Today we'll continue exploring the use of reverb and dynamics processing by looking at post-reverb compression.
Placing a compressor right after the reverb on the corresponding aux bus can have diametrically opposite results. I'll begin with the least discreet among them, which will thrill fans of Led Zeppelin-like drum sounds.
There's no doubt that John Bonham was an extraordinary drummer with an amazing punch, but the production techniques used on his drums played a very important role in achieving his sound. And, to be honest, you don't need to be a rocket scientist to achieve the same effect. A simple compressor driven to the limits at the output of a room reverb will do the trick. To be more precise regarding the settings, try a ratio around 8:1 with a super fast attack (1ms to 2ms), an average release time, following the groove of the kick/snare, or a very short one to get a more obvious pumping effect, and a low threshold to make the limiter work to its maximum capacity. Now turn up the make-up gain until you get a smile on your face and that's it! Granted, this trick won't work with all music styles, but the effect is interesting nonetheless. And by the way, the larger-than-life effect achieved with this effect can also be interesting with other instruments, so don't hesitate to give it a go!

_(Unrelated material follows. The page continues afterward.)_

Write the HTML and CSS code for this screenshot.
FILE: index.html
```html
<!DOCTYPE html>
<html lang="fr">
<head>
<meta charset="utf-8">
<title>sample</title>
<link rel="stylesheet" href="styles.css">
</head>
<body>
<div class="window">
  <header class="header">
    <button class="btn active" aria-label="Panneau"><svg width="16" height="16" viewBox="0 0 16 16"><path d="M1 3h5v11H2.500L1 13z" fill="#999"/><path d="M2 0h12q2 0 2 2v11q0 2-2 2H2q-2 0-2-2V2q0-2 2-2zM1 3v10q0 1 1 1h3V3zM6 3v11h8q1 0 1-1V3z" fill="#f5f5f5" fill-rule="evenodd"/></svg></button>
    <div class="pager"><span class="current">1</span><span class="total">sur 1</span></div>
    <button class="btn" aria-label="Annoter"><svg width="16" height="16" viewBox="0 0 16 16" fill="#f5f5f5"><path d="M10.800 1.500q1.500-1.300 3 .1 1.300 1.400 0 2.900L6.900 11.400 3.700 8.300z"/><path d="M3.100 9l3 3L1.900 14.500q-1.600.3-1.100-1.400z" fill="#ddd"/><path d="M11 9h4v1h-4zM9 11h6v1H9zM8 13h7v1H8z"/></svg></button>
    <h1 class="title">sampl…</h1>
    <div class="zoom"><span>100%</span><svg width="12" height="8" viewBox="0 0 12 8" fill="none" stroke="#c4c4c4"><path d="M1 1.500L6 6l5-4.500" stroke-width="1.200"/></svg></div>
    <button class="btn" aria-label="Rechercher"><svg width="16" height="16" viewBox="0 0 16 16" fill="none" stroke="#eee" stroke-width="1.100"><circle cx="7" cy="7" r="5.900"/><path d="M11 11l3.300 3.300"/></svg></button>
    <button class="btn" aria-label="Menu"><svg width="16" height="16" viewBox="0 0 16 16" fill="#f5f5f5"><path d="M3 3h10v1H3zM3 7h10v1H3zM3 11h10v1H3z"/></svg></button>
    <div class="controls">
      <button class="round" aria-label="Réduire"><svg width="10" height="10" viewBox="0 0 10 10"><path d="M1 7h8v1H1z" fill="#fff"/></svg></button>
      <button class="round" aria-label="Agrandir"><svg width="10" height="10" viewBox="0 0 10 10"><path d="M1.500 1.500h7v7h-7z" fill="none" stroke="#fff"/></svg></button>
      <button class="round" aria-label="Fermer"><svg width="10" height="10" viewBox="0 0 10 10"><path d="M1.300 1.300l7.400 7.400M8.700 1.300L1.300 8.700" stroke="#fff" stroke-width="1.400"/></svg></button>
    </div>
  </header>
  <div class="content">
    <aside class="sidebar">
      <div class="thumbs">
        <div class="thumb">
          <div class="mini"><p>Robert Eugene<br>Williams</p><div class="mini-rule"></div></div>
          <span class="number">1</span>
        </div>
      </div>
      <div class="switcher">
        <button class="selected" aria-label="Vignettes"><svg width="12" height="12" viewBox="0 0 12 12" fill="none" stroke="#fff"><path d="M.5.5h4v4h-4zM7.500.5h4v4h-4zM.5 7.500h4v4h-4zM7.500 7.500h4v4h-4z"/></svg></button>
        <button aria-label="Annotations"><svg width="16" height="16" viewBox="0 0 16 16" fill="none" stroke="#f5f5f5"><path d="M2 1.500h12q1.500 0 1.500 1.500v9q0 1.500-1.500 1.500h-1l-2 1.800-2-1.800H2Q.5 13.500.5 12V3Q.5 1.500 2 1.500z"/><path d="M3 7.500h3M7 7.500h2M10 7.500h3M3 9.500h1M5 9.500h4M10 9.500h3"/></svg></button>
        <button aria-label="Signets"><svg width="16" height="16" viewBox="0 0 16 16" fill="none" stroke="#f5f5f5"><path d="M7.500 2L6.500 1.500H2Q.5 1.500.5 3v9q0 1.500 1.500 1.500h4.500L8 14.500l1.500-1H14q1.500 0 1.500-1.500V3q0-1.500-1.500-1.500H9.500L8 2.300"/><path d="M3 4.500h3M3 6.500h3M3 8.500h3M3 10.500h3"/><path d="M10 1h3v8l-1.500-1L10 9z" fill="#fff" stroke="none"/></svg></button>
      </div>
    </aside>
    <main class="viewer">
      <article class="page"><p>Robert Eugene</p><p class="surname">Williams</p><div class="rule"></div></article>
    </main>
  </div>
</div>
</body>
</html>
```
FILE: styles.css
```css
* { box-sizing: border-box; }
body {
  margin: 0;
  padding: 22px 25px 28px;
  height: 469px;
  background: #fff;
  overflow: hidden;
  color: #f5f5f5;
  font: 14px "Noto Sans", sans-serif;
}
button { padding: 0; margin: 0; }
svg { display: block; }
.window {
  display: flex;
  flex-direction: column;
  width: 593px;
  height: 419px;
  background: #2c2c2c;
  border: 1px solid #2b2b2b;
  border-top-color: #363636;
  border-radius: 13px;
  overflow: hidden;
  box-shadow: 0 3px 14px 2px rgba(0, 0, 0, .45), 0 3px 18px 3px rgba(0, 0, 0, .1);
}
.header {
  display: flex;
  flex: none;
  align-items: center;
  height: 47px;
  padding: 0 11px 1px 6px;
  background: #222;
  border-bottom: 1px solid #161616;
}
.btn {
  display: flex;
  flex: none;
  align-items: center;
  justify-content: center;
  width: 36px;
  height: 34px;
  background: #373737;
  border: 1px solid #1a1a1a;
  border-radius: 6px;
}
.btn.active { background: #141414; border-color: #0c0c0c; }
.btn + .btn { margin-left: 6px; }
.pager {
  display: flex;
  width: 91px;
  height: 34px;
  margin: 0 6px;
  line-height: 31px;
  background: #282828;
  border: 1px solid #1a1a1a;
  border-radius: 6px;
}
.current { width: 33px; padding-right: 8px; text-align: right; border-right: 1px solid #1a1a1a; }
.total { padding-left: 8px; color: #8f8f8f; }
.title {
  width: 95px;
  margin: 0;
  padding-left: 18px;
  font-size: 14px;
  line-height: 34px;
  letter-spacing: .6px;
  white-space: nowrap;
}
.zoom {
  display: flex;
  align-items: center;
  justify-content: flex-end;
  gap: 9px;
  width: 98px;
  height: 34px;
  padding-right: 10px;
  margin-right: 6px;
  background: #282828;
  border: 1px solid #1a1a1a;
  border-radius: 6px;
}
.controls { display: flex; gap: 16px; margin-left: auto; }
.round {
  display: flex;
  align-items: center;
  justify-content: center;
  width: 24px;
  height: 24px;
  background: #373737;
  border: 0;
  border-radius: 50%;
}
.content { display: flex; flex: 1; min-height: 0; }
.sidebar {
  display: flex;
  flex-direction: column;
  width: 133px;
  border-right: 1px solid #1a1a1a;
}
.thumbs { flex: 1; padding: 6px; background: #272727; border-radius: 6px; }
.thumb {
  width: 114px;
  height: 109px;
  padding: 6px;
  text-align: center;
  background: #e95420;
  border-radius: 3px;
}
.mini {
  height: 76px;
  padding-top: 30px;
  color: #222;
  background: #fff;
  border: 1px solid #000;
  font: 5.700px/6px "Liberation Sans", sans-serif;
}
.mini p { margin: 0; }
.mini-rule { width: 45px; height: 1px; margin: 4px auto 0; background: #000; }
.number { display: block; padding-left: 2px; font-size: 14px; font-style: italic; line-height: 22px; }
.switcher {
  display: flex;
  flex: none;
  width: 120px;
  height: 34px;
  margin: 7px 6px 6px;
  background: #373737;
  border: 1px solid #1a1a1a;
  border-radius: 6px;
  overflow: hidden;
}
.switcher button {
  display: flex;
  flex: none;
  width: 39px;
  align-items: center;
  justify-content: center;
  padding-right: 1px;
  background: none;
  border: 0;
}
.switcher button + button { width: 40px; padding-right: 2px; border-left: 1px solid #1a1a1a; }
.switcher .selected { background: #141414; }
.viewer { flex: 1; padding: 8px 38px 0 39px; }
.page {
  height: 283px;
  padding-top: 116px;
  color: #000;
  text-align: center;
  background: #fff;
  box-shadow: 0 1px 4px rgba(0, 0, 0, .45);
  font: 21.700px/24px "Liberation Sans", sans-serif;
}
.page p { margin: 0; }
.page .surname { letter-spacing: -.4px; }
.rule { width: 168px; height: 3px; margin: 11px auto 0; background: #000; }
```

The second method I would like to discuss here with you is much more subtle. Sometimes it might happen that you're really happy with the reverb sound but you just can't stop it from messing up the precision/definition of an instrument, despite the use of an EQ to get rid of eventual frequency masking. What to do then? Well, a compressor with a sidechain can come in really handy in such cases.
Let's take a vocal track as example. If the reverb affects its intelligibility, place a compressor on the corresponding aux bus, post-reverb. Now, feed the sidechain of the compressor with the dry vocal signal and dial in the compressor like this: moderate ratio (2:1 to 4:1), low enough threshold so the compression kicks in as soon as the singer starts singing; fast attack time, for the same reason (but not too fast, so that it remains discreet); and make-up gain set to 0. Why not use any make-up gain, you ask? Well, quite simply because the goal is to lower the level of the reverb whenever the vocalist is singing. Experiment with the release time until you hear the reverb level increase naturally at the end of a phrase. This way, the reverb will be automatically reduced when the singer is doing his thing, without messing with the intelligibility and, when he or she stops singing, the reverb will come up again as if by magic, nicely complementing the melodic line.
This trick can obviously be used on all sorts of sources and works especially good on solo instruments. Besides giving a nice definition to the elements concerned, this method has the added advantage of emphasizing the sense of relief within the overall sonic puzzle. But be careful not to apply this to every track of your mix or you risk ending up with a chaotic 3D sound space that won't be too appealing to the listener.